Sustainable Actions for Edible (SAFE) Gardens (Arusha, Tanzania): SAFE Gardens is a multifunctional garden in the heart of Arusha, Tanzania, which provides women with a participative urban agriculture experience. The project aims to promote urban agriculture practices that can reduce malnutrition and food insecurity in the community. The garden, managed by a women’s cooperative, has five edible gardens, an educational area, a small restaurant, a weekly market of horticultural products, and a tree nursery. They have also established 200 domestic edible gardens in urban and peri-urban areas of Arusha.

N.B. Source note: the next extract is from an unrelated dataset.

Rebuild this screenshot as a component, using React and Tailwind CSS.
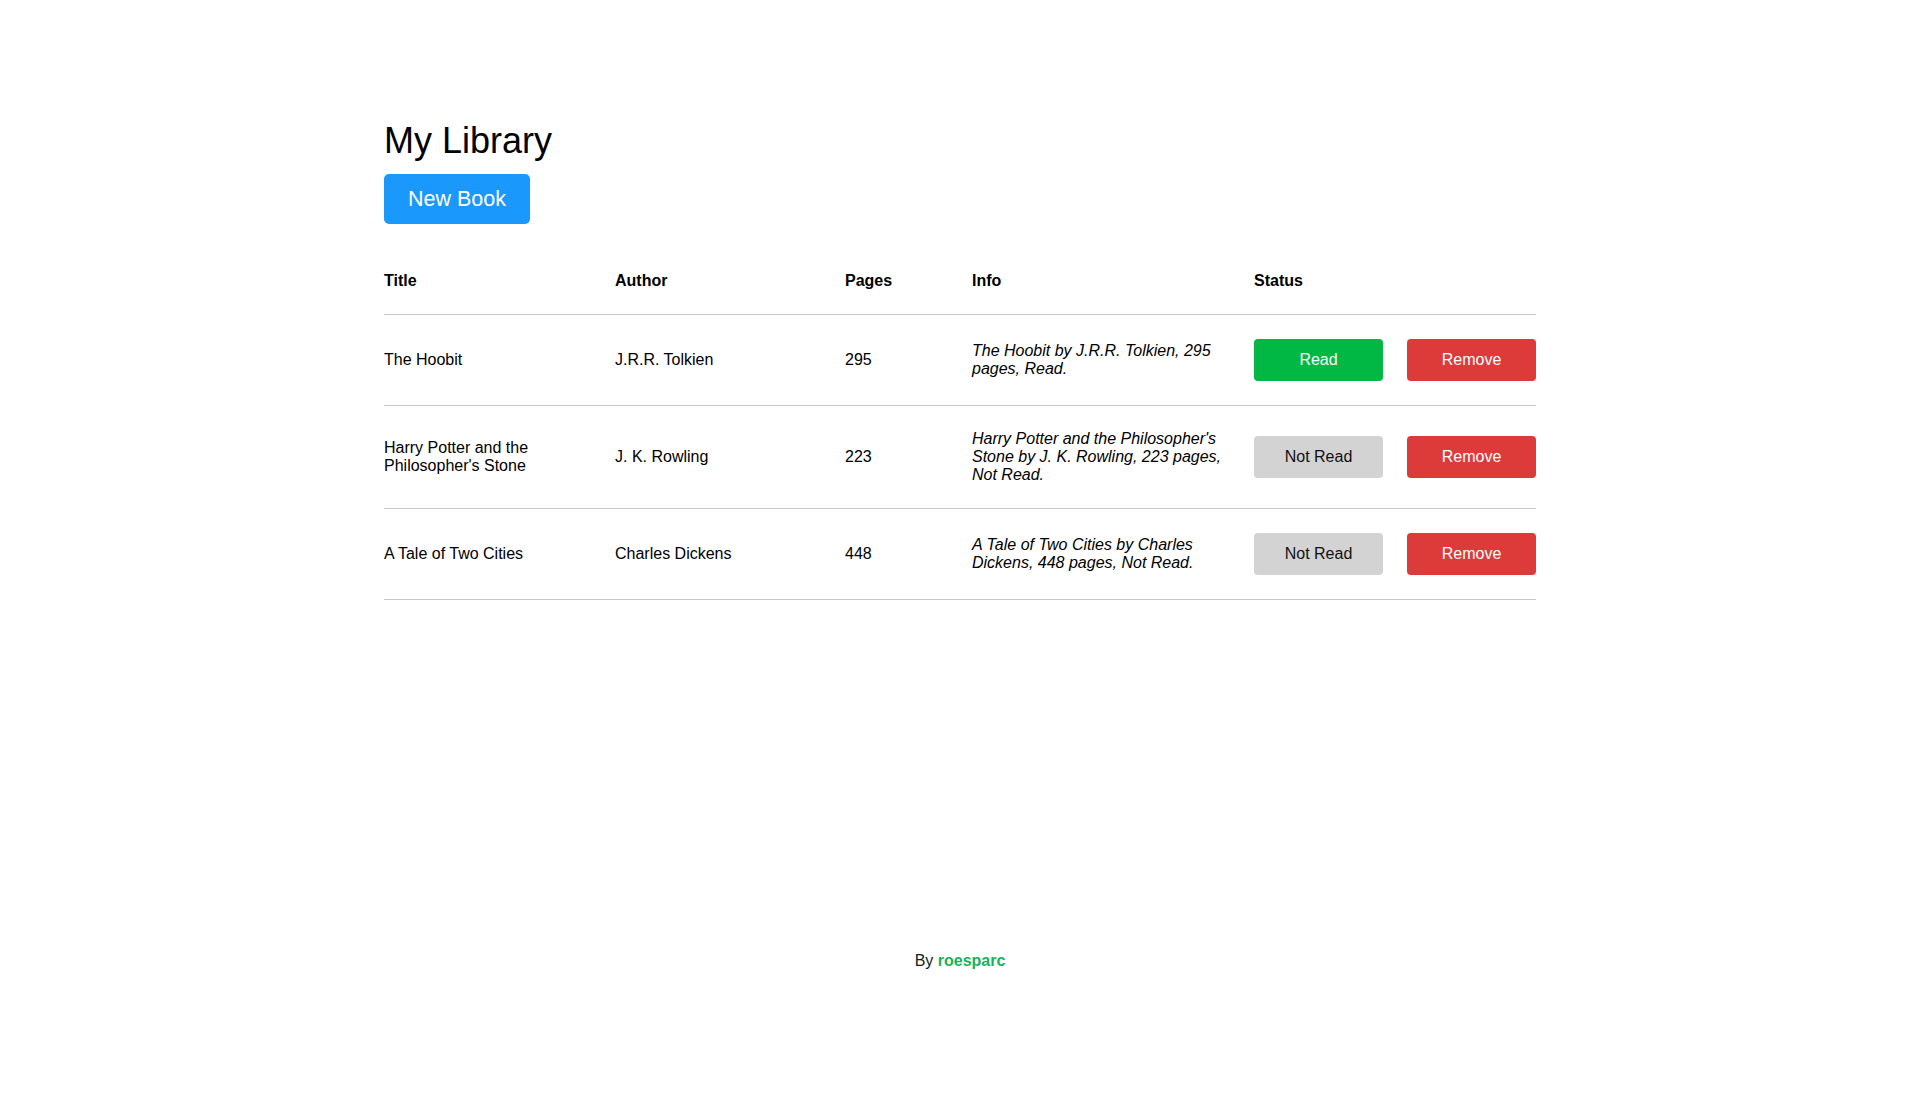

Urban Harvest (St. Louis, Missouri, United States): Urban Harvest’s mission is to grow organic, healthy food for St. Louis residents and to provide a platform for community engagement. The all-volunteer organization produces 2,000 pounds of produce each year for members of the community and for the St. Patrick’s Center’s culinary training program for the homeless. They also offer educational programs that focus on the basics of urban farming, sustainable growing, nutrition, and environmental preservation.
Whitelock Community Farm (Baltimore, Maryland, United States): Located in Baltimore’s Reservoir Hill neighborhood, Whitelock Community Farm provides affordable and sustainable fresh food to members of the community, supports neighborhood job creation, and helps promote gardening, composting, and positive community activity. In support of their mission, they also host farm-based learning programs such as gardening and cooking classes for children and adults. Whitelock Community Farm is a member of Baltimore City’s Farm Alliance, which is a network of producers working to increase the viability of urban farming and improve access to urban-grown foods.